昔からこの人は、いわゆるシスコンなのだ。

よく言えば妹思いというか……。

小さい頃からよく遊んでくれた。


「ぬお!…どちら様ですか?」

先生と佐々木君に気づいて、顔を赤くしている。

「田端先生と、佐々木君だよ。」

二人は苦笑いしていた。

まぁ、いきなり飛び込んできたんだから無理ないか…。

「…初めまして、兄弟仲いいんですね。」

「ああ、一方的ですけどね」


お粥作ってきてやるよ、と兄は降りていった。

風邪ではないのだけれど……。


窓から見ると日はもう沈んでいた。

「じゃ、俺そろそろ帰ります。
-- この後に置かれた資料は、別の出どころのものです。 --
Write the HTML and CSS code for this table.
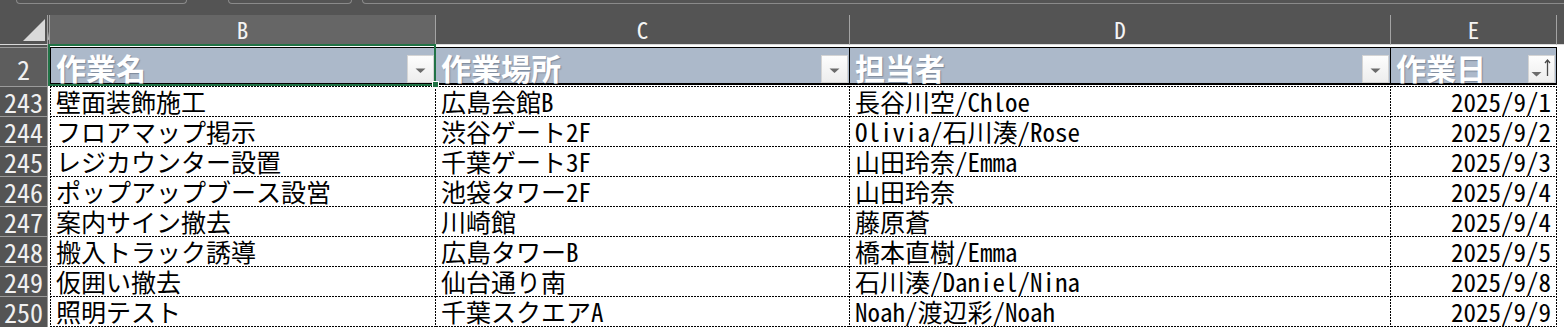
FILE: index.html
```html
<!DOCTYPE html>
<html lang="ja">
<head>
<meta charset="utf-8">
<title>作業一覧</title>
<link rel="stylesheet" href="styles.css">
</head>
<body>
<div class="fbar">
  <span class="fbox fbox-name"></span>
  <span class="fbox fbox-mid"></span>
  <span class="fbox fbox-formula"></span>
</div>
<div class="sheet">
  <div class="row">
    <div class="ch corner"><svg class="tri" width="22" height="22" viewBox="0 0 22 22"><polygon points="0,22 22,22 22,0" fill="#d9d9d9"/></svg></div>
    <div class="ch col-a"><svg width="2" height="29" viewBox="0 0 2 29"><line x1="0.3" y1="25" x2="1.7" y2="15" stroke="#cfcfcf" stroke-width="0.8"/></svg></div>
    <div class="ch ch-sel">B</div>
    <div class="ch">C</div>
    <div class="ch">D</div>
    <div class="ch">E</div>
    <div class="ch ch-rest"></div>
  </div>
  <div class="row">
    <div class="rh rh-thin"></div>
    <div class="blank"></div><div class="blank"></div><div class="blank"></div><div class="blank"></div><div class="blank"></div><div class="blank"></div>
  </div>
  <div class="row">
    <div class="rh rh-head">2</div>
    <div class="blank"></div>
    <div class="thw"><div class="th th-first"><span class="tht">作業名</span><span class="fbtn"><svg width="25" height="26" viewBox="0 0 25 26"><polygon points="7.5,12.5 17.5,12.5 12.5,17" fill="#6b6b6b"/></svg></span></div></div>
    <div class="thw"><div class="th"><span class="tht">作業場所</span><span class="fbtn"><svg width="25" height="26" viewBox="0 0 25 26"><polygon points="7.5,12.5 17.5,12.5 12.5,17" fill="#6b6b6b"/></svg></span></div></div>
    <div class="thw"><div class="th"><span class="tht">担当者</span><span class="fbtn"><svg width="25" height="26" viewBox="0 0 25 26"><polygon points="7.5,12.5 17.5,12.5 12.5,17" fill="#6b6b6b"/></svg></span></div></div>
    <div class="thw"><div class="th"><span class="tht">作業日</span><span class="fbtn"><svg width="25" height="26" viewBox="0 0 25 26"><polygon points="2.5,16 12.5,16 7.5,20.5" fill="#6b6b6b"/><line x1="18.5" y1="4" x2="18.5" y2="20" stroke="#4a4a4a" stroke-width="1.3"/><polyline points="16,7 18.5,4 21,7" fill="none" stroke="#4a4a4a" stroke-width="1.3"/></svg></span></div></div>
    <div class="blank"></div>
  </div>

  <div class="row">
    <div class="rh">243</div><div class="blank"></div>
    <div class="td td-first">壁面装飾施工</div><div class="td">広島会館B</div><div class="td">長谷川空/Chloe</div><div class="td td-date">2025/9/1</div><div class="blank"></div>
  </div>
  <div class="row">
    <div class="rh">244</div><div class="blank"></div>
    <div class="td td-first">フロアマップ掲示</div><div class="td">渋谷ゲート2F</div><div class="td">Olivia/石川湊/Rose</div><div class="td td-date">2025/9/2</div><div class="blank"></div>
  </div>
  <div class="row">
    <div class="rh">245</div><div class="blank"></div>
    <div class="td td-first">レジカウンター設置</div><div class="td">千葉ゲート3F</div><div class="td">山田玲奈/Emma</div><div class="td td-date">2025/9/3</div><div class="blank"></div>
  </div>
  <div class="row">
    <div class="rh">246</div><div class="blank"></div>
    <div class="td td-first">ポップアップブース設営</div><div class="td">池袋タワー2F</div><div class="td">山田玲奈</div><div class="td td-date">2025/9/4</div><div class="blank"></div>
  </div>
  <div class="row">
    <div class="rh">247</div><div class="blank"></div>
    <div class="td td-first">案内サイン撤去</div><div class="td">川崎館</div><div class="td">藤原蒼</div><div class="td td-date">2025/9/4</div><div class="blank"></div>
  </div>
  <div class="row">
    <div class="rh">248</div><div class="blank"></div>
    <div class="td td-first">搬入トラック誘導</div><div class="td">広島タワーB</div><div class="td">橋本直樹/Emma</div><div class="td td-date">2025/9/5</div><div class="blank"></div>
  </div>
  <div class="row">
    <div class="rh">249</div><div class="blank"></div>
    <div class="td td-first">仮囲い撤去</div><div class="td">仙台通り南</div><div class="td">石川湊/Daniel/Nina</div><div class="td td-date">2025/9/8</div><div class="blank"></div>
  </div>
  <div class="row row-last">
    <div class="rh">250</div><div class="blank"></div>
    <div class="td td-first">照明テスト</div><div class="td">千葉スクエアA</div><div class="td">Noah/渡辺彩/Noah</div><div class="td td-date">2025/9/9</div><div class="blank"></div>
  </div>

  <div class="selection"><span class="handle"></span></div>
</div>
</body>
</html>
```

FILE: styles.css
```css
* { box-sizing: border-box; margin: 0; padding: 0; }
html, body { width: 1564px; height: 327px; overflow: hidden; }
body {
  background: #545454;
  font-family: "Noto Sans Mono CJK JP", "Noto Sans CJK JP", "DejaVu Sans Mono", monospace;
  color: #000;
}

/* formula bar remnants */
.fbar { height: 15px; display: flex; padding-left: 16px; overflow: hidden; }
.fbox {
  display: block;
  height: 4px;
  border: 1px solid #8a8a8a;
  border-top: 0;
  border-radius: 0 0 6px 6px;
}
.fbox-name { width: 171px; }
.fbox-mid { width: 124px; margin-left: 41px; }
.fbox-formula { flex: 1; margin-left: 10px; margin-right: -20px; }

/* sheet grid */
.sheet {
  position: relative;
  display: grid;
  grid-template-columns: 48px 2px 386px 414px 541px 166px 7px;
  grid-template-rows: 30px 2px 39px repeat(7, 30px) 31px;
}
.row { display: contents; }

/* column headers */
.ch {
  background: #545454;
  color: #f4f4f4;
  font-size: 23px;
  line-height: 29px;
  text-align: center;
  border-right: 1px solid #a3a3a3;
  border-bottom: 1px solid #d9d9d9;
}
.ch-sel { background: #666666; }
.ch-rest { border-right: 0; }
.corner {
  display: flex;
  justify-content: flex-end;
  align-items: flex-end;
  padding: 0 2px 3px 0;
}
.tri { display: block; }
.col-a { overflow: hidden; border-right: 1px solid #a3a3a3; }
.col-a svg { display: block; }

/* row headers */
.rh {
  background: #545454;
  color: #f0f0f0;
  font-size: 26px;
  line-height: 29px;
  text-align: center;
  border-top: 1px solid #9b9b9b;
  border-right: 1px solid #9b9b9b;
}
.rh-thin { border-top: 0; }
.rh-head { background: #5d5d5d; padding-top: 3px; line-height: 35px; }

.blank { background: #fff; }

/* table header */
.thw { background: #fff; }
.th {
  height: 38px;
  background: #acb9ca;
  border-top: 1px solid #000;
  border-bottom: 2px solid #000;
  border-right: 1px solid #000;
  display: flex;
  align-items: flex-end;
  justify-content: space-between;
  padding-left: 5px;
}
.th-first { border-left: 1px solid #000; }
.tht {
  font-family: "Noto Sans CJK JP", sans-serif;
  font-weight: 700;
  font-size: 30px;
  line-height: 32px;
  color: #fff;
  text-shadow: 1px 1px 1px rgba(40, 50, 70, 0.35);
}
.fbtn {
  width: 27px;
  height: 28px;
  margin-right: 1px;
  background: linear-gradient(#fdfdfd, #ededed);
  border: 1px solid #d4d4d4;
  display: block;
}
.fbtn svg { display: block; }

/* data cells */
.td {
  background-color: #fff;
  background-image:
    repeating-linear-gradient(to right, #000 0 2px, transparent 2px 3px),
    repeating-linear-gradient(to bottom, #000 0 2px, transparent 2px 3px);
  background-size: 100% 1px, 1px 100%;
  background-position: left top, right top;
  background-repeat: no-repeat;
  font-size: 25px;
  line-height: 30px;
  padding-left: 5px;
  white-space: nowrap;
}
.td-first {
  background-image:
    repeating-linear-gradient(to right, #000 0 2px, transparent 2px 3px),
    repeating-linear-gradient(to bottom, #000 0 2px, transparent 2px 3px),
    repeating-linear-gradient(to bottom, #000 0 2px, transparent 2px 3px);
  background-size: 100% 1px, 1px 100%, 1px 100%;
  background-position: left top, right top, left top;
  padding-left: 6px;
}
.td-date { text-align: right; padding-right: 6px; padding-left: 0; }
.row-last .td {
  background-image:
    repeating-linear-gradient(to right, #000 0 2px, transparent 2px 3px),
    repeating-linear-gradient(to right, #000 0 2px, transparent 2px 3px),
    repeating-linear-gradient(to bottom, #000 0 2px, transparent 2px 3px);
  background-size: 100% 1px, 100% 1px, 1px 100%;
  background-position: left top, left bottom, right top;
}
.row-last .td-first {
  background-image:
    repeating-linear-gradient(to right, #000 0 2px, transparent 2px 3px),
    repeating-linear-gradient(to right, #000 0 2px, transparent 2px 3px),
    repeating-linear-gradient(to bottom, #000 0 2px, transparent 2px 3px),
    repeating-linear-gradient(to bottom, #000 0 2px, transparent 2px 3px);
  background-size: 100% 1px, 100% 1px, 1px 100%, 1px 100%;
  background-position: left top, left bottom, right top, left top;
}

/* active cell selection (overlay) */
.selection {
  position: absolute;
  left: 48px;
  top: 29px;
  width: 388px;
  height: 42px;
  border: 2px solid #217346;
  pointer-events: none;
}
.handle {
  position: absolute;
  right: -5px;
  bottom: -4px;
  width: 7px;
  height: 7px;
  background: #217346;
  border: 1px solid #fff;
}
```
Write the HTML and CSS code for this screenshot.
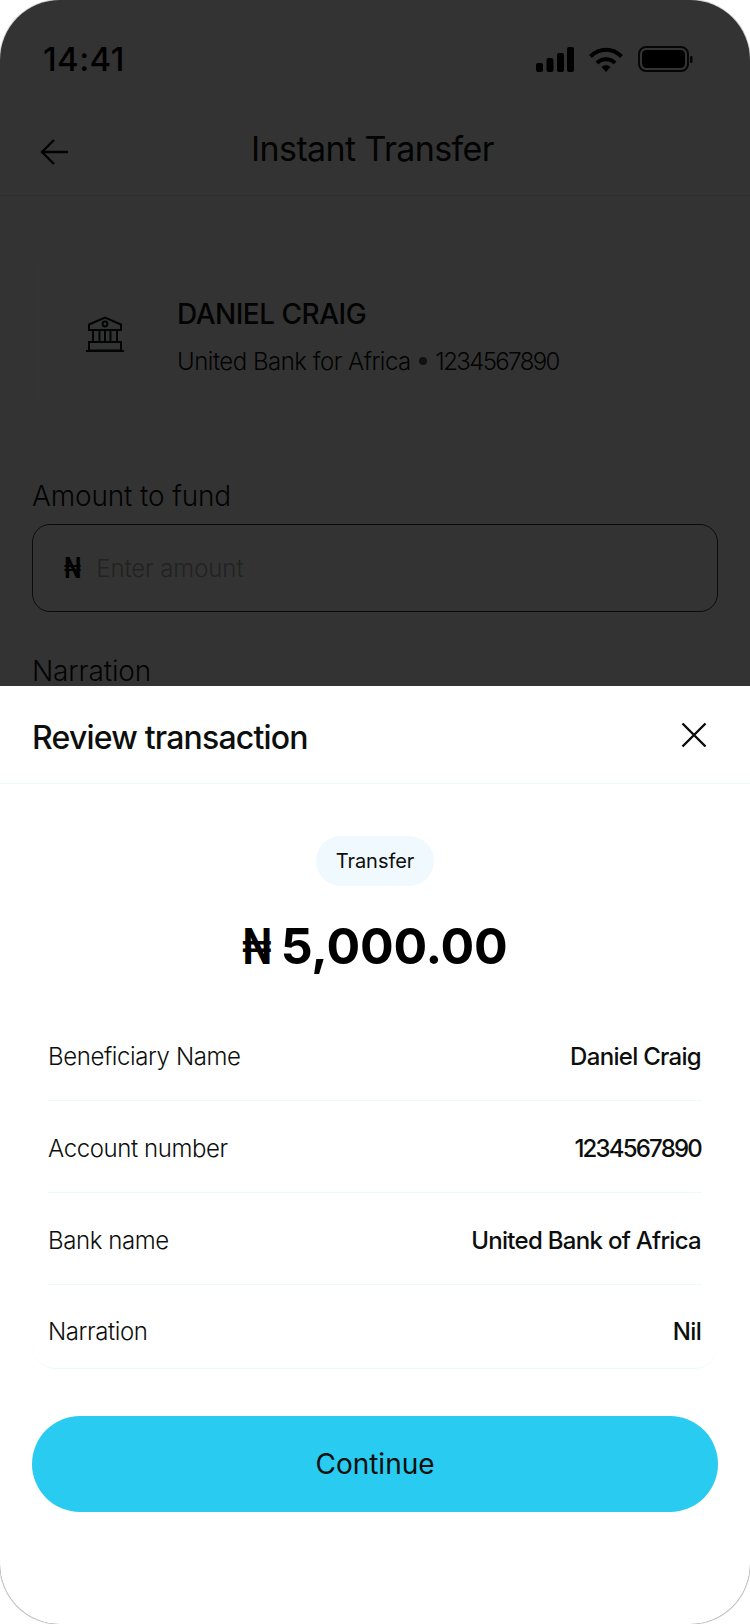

宮城さんお大事に」

時計を見て、佐々木君は立ち上がった。

「あ、ばいばい。」

「また明日な。」


部屋には先生と私しかいなくなってしまった。

「……。」

なんだか先生はさっきから静かだし、何も言わず時間が過ぎていく。

と、先生が口を開いた。

「俺を一番に頼れとか言ったけど…」

「……?、はい」

「最初にお前を助けたのは、佐々木、だった。」

別に気にしないけど、先生には重要みたいだった。

「……ごめん。一番に助けたかったのに」

「そんな、良いですよ。こうしていてくれるだけで嬉しいですし…。」

俯いていた先生が、顔をあげた。

「……」

頭のズキズキと、胸のドキドキが混じって、何がなんだか分からなくなる。

「あ…の?」

見つめられる恥ずかしさに耐えられなくなったため、目を反らした。

その時、先生の腕が私を包み込んだ。


「……えっ!?」

数秒なにが起こったのか理解ができない。

これは、恥ずかしいどころじゃ、ない!


「田端…先生…っ!?」

「ごめん、今だけ」

背中にある先生の手に、力がこめられる。

「……っわ」

「あと少し、こうさせて、ほしい。」

声がいつもより大人な感じで、緊張する。まぁ大人だけど。

「……はい…」

もう大人しくするしかなかった。

シャツから先生の匂いがした。柔軟剤みたいな、石鹸みたいな香りだ。

「心配したんだから、な」

「…はい…」


「……」

とき卵とネギ入りのお粥を手にしたまま、兄はドアの前に立っていた。

(どうして、遥と教師が…)

「………」


少しして、先生は私から体を離す。

「生徒に何やってんだか。駄目だな、俺」

視線を落として言われた。

否定しようとしたけど、先生はすっと帰ってしまった。

「あーあ…」

まだ、手に大きい背中の感覚が残っている。

もうちょっと先生の体温を感じていたかった…かも


ドアにもたれ掛かる。

少し開いた隙間に、お椀のようなものが見えた。

「あ、お粥…」

扉のそばの床に置いてあった。

少し湯気が出ている、まだ温かいらしいぞ。

冷めないようにとかいう配慮がないなんて、兄らしくないと思いつつ

冷めかけのそれを口に運ぶのだった。